Musica concentrazionaria: memoria e testimonianza
Nata nei campi di prigionia, durante la seconda guerra mondiale, la musica concentrazionaria rappresenta la volontà di sopravvivere dei reclusi.
Musica concentrazionaria come musica della memoria
Stamattina, in occasione del Giorno della Memoria, sulla pagina Facebook di Arci Tavola Tonda verranno caricati alcuni brani di musica concentrazionaria. Un modo per fare conoscere quella che è una testimonianza in musica della Shoah. Componimenti tramandati, conservati o scritti tra il 1933 ed il 1945 all’interno dei campi di lavoro, internamento, concentramento e detenzione.
I brani saranno eseguiti da un gruppo di artisti tra cui Luisa Hoffmann, musicista e studiosa del fenomeno, specializzata nei componimenti tipici dell’Europa centrale e della Germania. E discendente da una famiglia che i campi di concentramento li ha vissuti sulla propria pelle.
La musica nei campi di detenzione italiani
Una realtà praticamente sconosciuta, forse volutamente ignorata per non danneggiare ulteriormente la figura di Mussolini, è quella dei campi di detenzione italiani. Luoghi prodotti dal contesto sociale, politico ed economico del periodo fascista, che gestiva il sistema concentrazionale italiano, attraverso il ministero dell’Interno, che delle strutture era proprietario. Circa quaranta campi, per lo più semisconosciuti, costruiti nel sud del Paese (principalmente da Napoli in giù), o incassati negli Appennini. Un sistema che, stando ai numeri, avrebbe ospitato dal 1940 più di diecimila internati (compresi molti ebrei italiani), funzionando in maniera coordinata con i campi di internamento civile, come quello pugliese di Alberobello.
La musica concentrazionaria oltre la Germania
Per quanto sia fortemente legata alle deportazioni avvenute in Europa durante il secondo conflitto mondiale, la musica concentrazionaria non riguarda solo il cuore del vecchio continente, ma ogni parte del mondo in cui qualcuno sia stato internato, deportato, incarcerato o confinato nel corso della seconda grande guerra. Dalla Germania al Giappone, dalle coste del Nord Africa alle prigioni Russe, per finire con l’Italia stessa e le sue strutture di detenzione.
https://www.youtube.com/watch?v=voZZorFpV9o
Il multilinguismo della musica concentrazionaria
Di musica concentrazionaria esistono vari esempi e brani in numerose lingue, questo perché migliaia di persone hanno usato la musica per darsi coraggio, per mantenere viva la scintilla della speranza nel corso della prigionia.

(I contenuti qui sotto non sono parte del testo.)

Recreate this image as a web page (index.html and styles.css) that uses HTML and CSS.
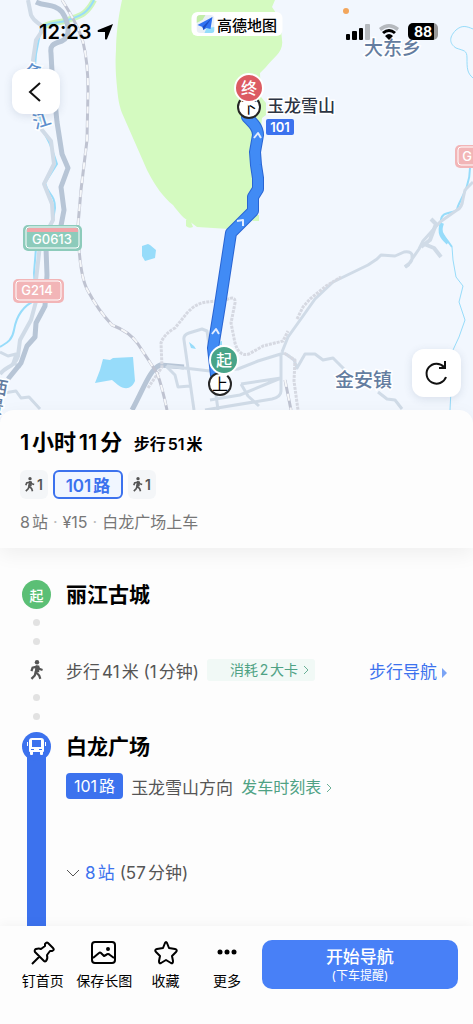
FILE: index.html
```html
<!DOCTYPE html>
<html lang="zh-CN">
<head>
    <meta charset="utf-8">
    <meta name="viewport" content="width=device-width, initial-scale=1.0">
    <title>公交路线详情</title>
    <link rel="stylesheet" href="styles.css">
</head>
<body>
<div class="m-page">
    <div class="m-map">
        <svg class="map-canvas" viewBox="0 0 473 422">
            <rect class="land" width="473" height="422"/>
            <!-- 绿地 -->
            <path class="park" d="M122 0C118 18 116 36 116 50C115 66 116 76 117 87C118 98 119 105 122 113L147 170C155 186 164 198 173 205C179 213 184 219 189 221L197 227L229 229L257 219L258 160L262 118L266 115V103L261 97L260 73L266 67C273 58 284 52 282 40C281 28 280 18 272 7L275 0Z"/>
            <path class="park" d="M186 220q4-3 5 2l2 5q-4 2-7-1zM252 215h7v6h-6z"/>
            <!-- 河流湖泊 -->
            <path class="lake" d="M142 246l6-2 2 1 6 5-1 8-10 3-3-5zM103 359l7 1 3-2 20-1 1 12 1 12c-3 7-9 10-17 4l-6-5-17 3 5-13zM189 342l5 4 2 3-5-1zM219 342l3-1v4h-3z"/>
            <path class="grass-river" d="M94 0C86 16 78 16 68 20C58 24 50 21 42 28"/>
            <path class="river w2" d="M94 0C86 16 78 16 68 20C58 24 50 21 41 28L36 54L34 80L42 130C52 144 54 156 57 164L45 183C48 195 55 194 55 208L53 220L36 248L34 273L36 300C22 306 16 318 14 330C12 342 4 344 0 347"/>
            <path class="river w1" d="M473 29C466 26 462 25 456 30C448 38 450 44 456 48C464 51 467 50 467 58C467 68 467 73 473 78"/>
            <path class="river w2" d="M470 168C470 190 457 203 457 210C452 214 442 211 441 220C438 232 446 238 452 247"/>
            <path class="river w4" d="M442 223C438 234 443 238 448 243"/>
            <path class="river w1" d="M452 247L453 260L456 277L463 286L459 302L465 320L459 337L453 350L450 410"/>
            <!-- 道路 -->
            <path class="road w4" d="M28 0L31 15C36 26 44 22 42 31L36 40L33 60L37 120L42 130L51 141L54 164L44 184L52 204L53 220L40 245L36 280L38 294L31 320L20 340L18 356C14 368 6 366 0 374"/>
            <path class="road w3" d="M0 352l8 4 8-2-3 9 8 4M4 393l12-2 5 7 8-1 11 12"/>
            <path class="road strong w5" d="M36 2C46 7 54 3 62 12C68 21 72 36 62 41C52 44 50 46 51 53L52 72L57 122L62 154L68 168L61 187L64 210L60 231L46 248L47 275L45 306L36 323L35 337L27 346L21 363L8 379"/>
            <path class="road strong w5" d="M132 410C143 390 150 369 160 365L184 367"/>
            <path class="road w3" d="M166 366L175 375L178 387L190 386M194 410L184 340Q183 335 189 333L202 329L207 331L214 380L218 410M167 366L210 371L238 369L258 361L284 353M210 400L240 395L281 378M281 355V391Q281 397 272 399L205 410M241 384L281 378M241 384L248 396L259 406"/>
            <path class="road w3" d="M282 352L288 337L303 316L315 299L333 282L368 265L377 259L381 255L395 256L404 252Q413 251 412 257Q413 262 405 267M408 265L419 249L423 241L440 222L457 210Q462 208 463 199L465 190L473 182"/>
            <path class="road w4" d="M421 247L430 240L436 224L431 219M424 244L434 248L441 257M405 267l4-3"/>
            <path class="road w3" d="M286 354L294 360L297 368L305 354L315 354L323 360L333 358L344 369M378 392L387 399L395 400L402 409"/>
            <path class="track w3" d="M148 388L162 367L161 343Q164 334 175 328L187 313Q196 303 207 302L226 300Q236 295 235 303L231 323L235 343Q239 357 249 354L263 346L283 341L288 331M297 319L303 307L310 299L326 286L341 277M284 353L295 360L294 381L298 410"/>
            <!-- 铁路 -->
            <path class="rail" d="M62 0Q78 25 83 42Q88 62 88 90L87 140L81 190L78 225Q79 276 88 291Q98 310 112 325Q130 332 138 344L157 373Q162 386 167 410M285 380L291 410"/>
            <path class="rail-dash" d="M62 0Q78 25 83 42Q88 62 88 90L87 140L81 190L78 225Q79 276 88 291Q98 310 112 325Q130 332 138 344L157 373Q162 386 167 410M285 380L291 410"/>
            <!-- 地名 -->
            <text class="place" x="335" y="387">金安镇</text>
            <text class="place" x="364" y="55">大东乡</text>
            <text class="water-name" transform="translate(26 80) rotate(-12)">金</text>
            <text class="water-name" transform="translate(35 129) rotate(-18)">江</text>
            <text class="side-name" transform="translate(-11 392) rotate(10)">西</text>
            <text class="side-name" transform="translate(-15 411) rotate(10)">景</text>
            <circle class="poi" cx="346" cy="11" r="3"/>
            <!-- 道路编号 -->
            <g class="shield green">
                <rect x="23" y="225" width="59" height="26" rx="5"/>
                <rect class="inner" x="26" y="227" width="53" height="21" rx="3"/>
                <path class="red-top" d="M27 232v-2q0-2 2-2h47q2 0 2 2v2z"/>
                <text x="52" y="244">G0613</text>
            </g>
            <g class="shield red">
                <rect x="13" y="279" width="51" height="24" rx="5"/>
                <rect class="inner" x="16" y="281" width="45" height="19" rx="3"/>
                <text x="37" y="295">G214</text>
            </g>
            <g class="shield red">
                <rect x="455" y="145" width="51" height="23" rx="5"/>
                <rect class="inner" x="458" y="147" width="45" height="18" rx="3"/>
                <text x="467" y="161">G</text>
            </g>
            <!-- 公交线路 -->
            <path class="route-edge" d="M247 117C254 124 258 128 258 135L255 152L256 165L258 178V189L253 197L253 211L240 224L231 233L220 305L213 348L216 375"/>
            <path class="route" d="M247 117C254 124 258 128 258 135L255 152L256 165L258 178V189L253 197L253 211L240 224L231 233L220 305L213 348L216 375"/>
            <path class="route-arrow" d="M254 138l4-5 3 5M237 221l6-1v6M212 334l4-5 3 5"/>
            <text class="stop-name" x="267" y="112">玉龙雪山</text>
            <rect class="line-tag" x="266" y="119" width="28" height="16" rx="2"/>
            <text class="line-no" x="280" y="132">101</text>
            <circle class="stop" cx="249" cy="107" r="11"/>
            <text class="stop-text" x="249" y="113">下</text>
            <path class="pin-tip" d="M242 100h14l-7 6z"/>
            <circle class="pin end" cx="249" cy="88" r="14"/>
            <text class="pin-text" x="249" y="94">终</text>
            <circle class="stop" cx="220" cy="384" r="11"/>
            <text class="stop-text" x="220" y="390">上</text>
            <path class="pin-tip" d="M217 372h14l-7 7z"/>
            <circle class="pin start" cx="224" cy="360" r="14"/>
            <text class="pin-text" x="224" y="366">起</text>
        </svg>
        <div class="m-status">
            <div class="clock">
                <span>12:23</span>
                <svg width="17" height="17" viewBox="0 0 17 17"><path d="M16 1L1 7Q0 8 1 9L8 9L8 16Q9 17 10 16Z"/></svg>
            </div>
            <div class="signals">
                <svg width="24" height="16" viewBox="0 0 24 16"><rect x="0" y="10" width="4" height="6" rx="1"/><rect x="6" y="7" width="5" height="9" rx="1"/><rect x="13" y="4" width="4" height="12" rx="1"/><rect class="dim" x="19" y="0" width="5" height="16" rx="1"/></svg>
                <svg width="20" height="16" viewBox="0 0 20 16"><path class="dim" d="M0 4Q10-4 20 4L18 7Q10 0 2 7Z"/><path d="M3 8Q10 2 17 8L15 10Q10 6 5 10ZM6 12Q10 8 14 12L10 16Z"/></svg>
                <span class="battery">88</span>
            </div>
        </div>
        <div class="m-brand">
            <svg width="18" height="18" viewBox="0 0 18 18"><rect width="18" height="18" rx="4" fill="#e9eff6"/><path d="M0 8V4Q0 0 4 0h5L6 5Z" fill="#c3eda9"/><path d="M8 18l2-5 8-1v3q0 3-3 3Z" fill="#94dcfb"/><path d="M16 2L1 10l5 2 1 3 3-2 4 1Z" fill="#2f72f2"/><path d="M16 2L6 12l1 3 2-3Z" fill="#1b4fc4"/></svg>
            <span>高德地图</span>
        </div>
        <button class="m-btn m-back" type="button" aria-label="返回">
            <svg width="24" height="24" viewBox="0 0 24 24"><path d="M16 3L6 12L16 21"/></svg>
        </button>
        <button class="m-btn m-refresh" type="button" aria-label="刷新">
            <svg width="26" height="26" viewBox="0 0 26 26"><path d="M22 17A10 10 0 1 1 20 7M21 1v7h-6"/></svg>
        </button>
    </div>

    <div class="m-summary">
        <h1>1小时11分 <small>步行51米</small></h1>
        <div class="chips">
            <span class="chip"><svg width="10" height="15" viewBox="0 0 12 18"><use href="#walker"/></svg>1</span>
            <button class="chip active" type="button">101路</button>
            <span class="chip"><svg width="10" height="15" viewBox="0 0 12 18"><use href="#walker"/></svg>1</span>
        </div>
        <p>8站<i>·</i>¥15<i>·</i>白龙广场上车</p>
    </div>

    <div class="m-detail">
        <div class="row">
            <div class="axis"><span class="node">起</span><i class="dot"></i><i class="dot"></i></div>
            <h2>丽江古城</h2>
        </div>
        <div class="row walk">
            <div class="axis">
                <svg width="14" height="20" viewBox="0 0 12 18">
                    <g id="walker"><circle cx="6" cy="2" r="2"/><path class="limb" d="M6 5L5 11L8 14L9 17M5 10L4 14L1 17M6 6L2 7L1 10M7 6L8 8L11 9"/><path d="M5 5h3v6H4z"/></g>
                </svg>
                <i class="dot"></i><i class="dot"></i>
            </div>
            <div class="line">
                <span>步行41米 (1分钟)</span>
                <a class="calorie" href="#">消耗2大卡<svg width="6" height="10" viewBox="0 0 6 10"><path d="M1 1l4 4-4 4"/></svg></a>
                <a class="nav-link" href="#">步行导航<svg width="5" height="10" viewBox="0 0 5 10"><path d="M0 0l5 5-5 5z"/></svg></a>
            </div>
        </div>
        <div class="row ride">
            <div class="axis">
                <span class="node bus"><svg width="19" height="17" viewBox="0 0 19 17"><path d="M5 0h9q3 0 3 3v10q0 1-1 1v2q0 1-1 1h-1q-1 0-1-1v-2H6v2q0 1-1 1H4q-1 0-1-1v-2q-1 0-1-1V3q0-3 3-3zM0 4h1v4H0zM18 4h1v4h-1z"/><path class="hole" d="M5 2h9v7H5zM4 11h3v1H4zM12 11h3v1h-3z"/></svg></span>
                <i class="track-line"></i>
            </div>
            <div>
                <h2>白龙广场</h2>
                <div class="line"><span class="tag">101路</span><span>玉龙雪山方向</span><a class="timetable" href="#">发车时刻表<svg width="6" height="10" viewBox="0 0 6 10"><path d="M1 1l4 4-4 4"/></svg></a></div>
                <button class="stations" type="button"><svg width="14" height="8" viewBox="0 0 14 8"><path d="M1 1l6 6 6-6"/></svg><b>8站</b> (57分钟)</button>
            </div>
        </div>
    </div>

    <div class="m-bar">
        <div class="tools">
            <button type="button"><svg width="26" height="26" viewBox="0 0 26 26"><path d="M16 3Q17 2 18 3L23 8Q25 10 22 11H20L17 15Q18 19 16 21Q15 22 14 21L5 12Q4 10 6 9Q9 8 11 9L15 6V4ZM9 17L2 24"/></svg>钉首页</button>
            <button type="button"><svg width="26" height="26" viewBox="0 0 26 26"><rect x="1" y="2" width="23" height="21" rx="3"/><path d="M2 18L8 13Q9 12 10 13L13 16L15 15Q17 13 19 15L23 18"/><circle class="fill" cx="17" cy="9" r="1"/></svg>保存长图</button>
            <button type="button"><svg width="26" height="26" viewBox="0 0 26 26"><path d="M12 3Q13 1 14 3L16 8L22 9Q25 10 23 12L19 16L20 21Q20 24 18 23L13 20L8 23Q6 24 6 21L7 16L3 12Q1 10 4 9L10 8Z"/></svg>收藏</button>
            <button type="button"><svg class="more" width="26" height="26" viewBox="0 0 26 26"><circle cx="6" cy="12" r="2.500"/><circle cx="13" cy="12" r="2.500"/><circle cx="20" cy="12" r="2.500"/></svg>更多</button>
        </div>
        <button class="go" type="button"><strong>开始导航</strong><span>(下车提醒)</span></button>
    </div>
</div>
</body>
</html>
```
FILE: styles.css
```css
*{box-sizing: border-box;}
html{margin: 0; padding: 0;}
body{margin: 0; padding: 0; background: #fdfdfd; color: #000; font-family: Inter, "Noto Sans CJK SC", sans-serif; font-size: 16px; text-autospace: normal;}
button{border: 0; padding: 0; background: none; color: inherit; font-family: inherit; cursor: pointer;}
a{text-decoration: none;}
i{font-style: normal;}
h1,h2,p{margin: 0;}
.m-page{display: flex; flex-direction: column; height: 100vh;}

/* 地图 */
.m-map{position: relative; flex: none;}
.map-canvas{display: block; width: 100%; height: auto;}
.map-canvas path{fill: none; stroke-linejoin: round;}
.land{fill: #f2f7fe;}
.map-canvas .park{fill: #d4fac0;}
.map-canvas .lake{fill: #97dcfa;}
.river{stroke: #97dcfa;}
.grass-river{stroke: #cdf5bb; stroke-width: 6;}
.road{stroke: #d0dbe7;}
.strong{stroke: #b7c5d6;}
.w1{stroke-width: 1;}
.w2{stroke-width: 2;}
.w3{stroke-width: 3;}
.w4{stroke-width: 4;}
.w5{stroke-width: 5;}
.track{stroke: #d6d9e2; stroke-dasharray: 3 1;}
.rail{stroke: #bfc3d1; stroke-width: 3;}
.rail-dash{stroke: #f6f7f9; stroke-width: 2; stroke-dasharray: 7 7;}
.place,.water-name,.side-name,.stop-name{stroke: #fff; stroke-width: 3; paint-order: stroke; font-weight: 500;}
.place{font-size: 19px; fill: #647da0;}
.water-name{font-size: 18px; fill: #5e90ce;}
.side-name{font-size: 18px; fill: #647da0;}
.stop-name{font-size: 17px; fill: #2c3443;}
.poi{fill: #f3a65c;}
.shield text{font-size: 13px; font-weight: 500; fill: #fff; text-anchor: middle;}
.shield .inner{stroke: #fff; stroke-width: 1;}
.green rect{fill: #8dcbbb;}
.red rect{fill: #f2b5b7;}
.map-canvas .red-top{fill: #f1a5a9;}
.route-edge{stroke: #2965d3; stroke-width: 12; stroke-linecap: round;}
.route{stroke: #418bf5; stroke-width: 10; stroke-linecap: round;}
.map-canvas .route-arrow{stroke: #e3edff; stroke-width: 2;}
.line-tag{fill: #3c72ee;}
.line-no{font-size: 13px; font-weight: 600; fill: #fff; text-anchor: middle;}
.stop{fill: #fff; stroke: #262626; stroke-width: 2;}
.stop-text{font-size: 16px; text-anchor: middle;}
.map-canvas .pin-tip{fill: #fff;}
.pin{stroke: #fff; stroke-width: 2;}
.end{fill: #dc5b62;}
.start{fill: #48a488;}
.pin-text{font-size: 16px; font-weight: 500; fill: #fff; text-anchor: middle;}
.m-status{position: absolute; top: 20px; left: 39px; right: 32px; display: flex; justify-content: space-between; height: 23px;}
.clock,.signals{display: flex; align-items: center;}
.clock{gap: 6px; font-size: 20px; font-weight: 600;}
.signals{gap: 9px; padding-right: 3px;}
.dim{opacity: 0.25;}
.battery{width: 30px; height: 17px; line-height: 17px; border-radius: 5px; background: linear-gradient(90deg, #000 88%, #999 88%); color: #fff; font-size: 14px; font-weight: 700; text-align: center;}
.m-brand{position: absolute; top: 12px; left: 50%; display: flex; align-items: center; gap: 3px; height: 24px; padding: 0 5px; border-radius: 6px; background: #fff; font-size: 15px; font-weight: 500; transform: translateX(-50%); white-space: nowrap;}
.m-btn{position: absolute; display: flex; align-items: center; justify-content: center; border-radius: 12px; background: #fff; box-shadow: 0 2px 8px rgba(60,80,110,0.14);}
.m-btn svg{fill: none; stroke: #111; stroke-width: 2;}
.m-back{top: 69px; left: 12px; width: 48px; height: 45px;}
.m-refresh{right: 12px; bottom: 25px; width: 49px; height: 48px;}

/* 方案概要 */
.m-summary{position: relative; flex: none; margin-top: -12px; padding: 16px 20px 14px; border-radius: 14px 14px 0 0; background: #fdfdfd; box-shadow: 0 6px 20px rgba(0,0,0,0.06);}
.m-summary h1{font-size: 22px; line-height: 32px; font-weight: 600;}
.m-summary small{margin-left: 6px; font-size: 16px;}
.chips{display: flex; gap: 5px; margin-top: 10px;}
.chip{display: flex; align-items: center; justify-content: center; gap: 2px; width: 28px; height: 29px; border-radius: 6px; background: #f4f6f8; color: #555; font-size: 14px; font-weight: 600;}
.chip svg{fill: #555;}
.limb{fill: none; stroke: #555; stroke-width: 2;}
.active{width: 70px; border: 2px solid #3c72ee; background: #f0f6ff; color: #3c72ee; font-size: 17px;}
.m-summary p{margin-top: 11px; font-size: 16px; line-height: 24px; color: #777;}
.m-summary p i{margin: 0 5px; color: #bbb;}

/* 行程 */
.m-detail{flex: 1; display: flex; flex-direction: column; min-height: 0; padding: 32px 26px 0 22px; overflow: hidden;}
.row{display: grid; grid-template-columns: 29px 1fr; gap: 15px;}
.axis{display: flex; flex-direction: column; align-items: center; gap: 12px;}
.axis svg{fill: #555;}
.node{display: flex; align-items: center; justify-content: center; width: 29px; height: 29px; flex: none; border-radius: 50%; background: #5bbf75; color: #fff; font-size: 14px; font-weight: 500;}
.dot{width: 7px; height: 7px; flex: none; border-radius: 50%; background: #e2e2e2;}
.dot:nth-of-type(1){margin-top: -2px;}
.row h2{font-size: 21px; line-height: 29px; font-weight: 600;}
.line{display: flex; align-items: center; height: 26px; color: #555; font-size: 17px; white-space: nowrap;}
.line svg{margin-left: 5px;}
.walk{margin-top: 12px;}
.walk .axis{padding-top: 3px;}
.walk .axis svg{margin-bottom: 4px;}
.calorie,.timetable{margin-left: 8px; color: #4fa284; font-size: 16px;}
.calorie{height: 22px; padding: 0 6px 0 23px; border-radius: 3px; background: #f1f9f6; font-size: 14px; line-height: 22px;}
.calorie svg,.timetable svg,.stations svg{fill: none; stroke: #6aaf96; stroke-width: 1;}
.nav-link{margin-left: auto; color: #3c72ee;}
.nav-link svg{fill: #7ba4f5;}
.ride{flex: 1; margin-top: 12px;}
.bus{z-index: 1; background: #3c72ee;}
.axis .bus svg{fill: #fff;}
.bus .hole{fill: #3c72ee;}
.ride .axis{gap: 0;}
.track-line{flex: 1; width: 19px; margin-top: -6px; background: #3c72ee;}
.ride .line{margin-top: 12px;}
.tag{height: 26px; margin-right: 8px; padding: 0 8px; border-radius: 4px; background: #3c72ee; color: #fff; font-size: 16px; line-height: 26px;}
.stations{display: flex; align-items: center; gap: 5px; margin-top: 61px; color: #555; font-size: 17px; line-height: 26px;}
.stations svg{stroke: #555;}
.stations b{color: #3c72ee; font-weight: 400;}

/* 底部操作栏 */
.m-bar{z-index: 2; display: flex; flex: none; align-items: flex-start; gap: 4px; padding: 14px 15px 34px 12px; background: #fdfdfd; box-shadow: 0 -2px 10px rgba(0,0,0,0.04);}
.tools{display: grid; flex: 1; grid-template-columns: repeat(4, 1fr);}
.tools button{display: flex; flex-direction: column; align-items: center; gap: 5px; font-size: 14px; line-height: 19px; white-space: nowrap;}
.tools svg{fill: none; stroke: #000; stroke-width: 2; stroke-linejoin: round;}
.tools .fill{fill: #000;}
.tools .more{fill: #000; stroke: none;}
.go{display: flex; flex-direction: column; align-items: center; justify-content: center; width: 44%; height: 49px; border-radius: 10px; background: #4880f7; color: #fff;}
.go strong{font-size: 17px; line-height: 22px; font-weight: 500;}
.go span{font-size: 12px; line-height: 15px;}
```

Nei campi, questa è diventa non solo un’espressione identitaria, ma anche un metodo per trasmette il sapere e le conoscenze di popoli e individui. Per dare in qualche modo un senso alle sofferenze patite, perpetrando tradizioni e valori tanto culturali quanto religiosi. Tutto questo grazie alla forza, all’energia e alla magia insiti nella musica.
Molteplicità di generi nella musica concentrazionaria
Molti spartiti e brani di musica concentrazionaria sono sopravvissuti perché nascosti con cura o tramandati oralmente, comprese opere realizzate prima delle leggi razziali che altrimenti sarebbero andate distrutte. Tali componimenti mescolano generi colti e popolari, unendo musiche tipiche regionali con l’opera, narrando spesso eventi semplici, legati per lo più alla vita quotidiana o alle storie d’amore dei protagonisti. Per Luisa Hoffmann, proprio in questa varietà risiede il fascino intrinseco di questi componimenti, la cui natura varia dalla ninna nanna alla musica classica.
La musica concentrazionaria come analisi sociologica
Fondamentale per comprendere pienamente il fenomeno della musica concentrazionaria è partire da un’idea di ricerca musicologica che metta a confronto i testi con la storia, ampliando in chiave sociologica il racconto dei brani stessi.
Questo perché, una volta incasellato nella griglia degli eventi storici sul contesto in cui è nato, ogni componimento allarga la propria narrazione aggiungendo ulteriori dettagli e informazioni. Come nel caso dei lavori di Mordechaj Gebirtig, famoso poeta yiddish ucciso nel ghetto di Cracovia, o di Brundibar opera commissionata dagli stessi tedeschi alle proprie vittime durante la prigionia nei campi di sterminio.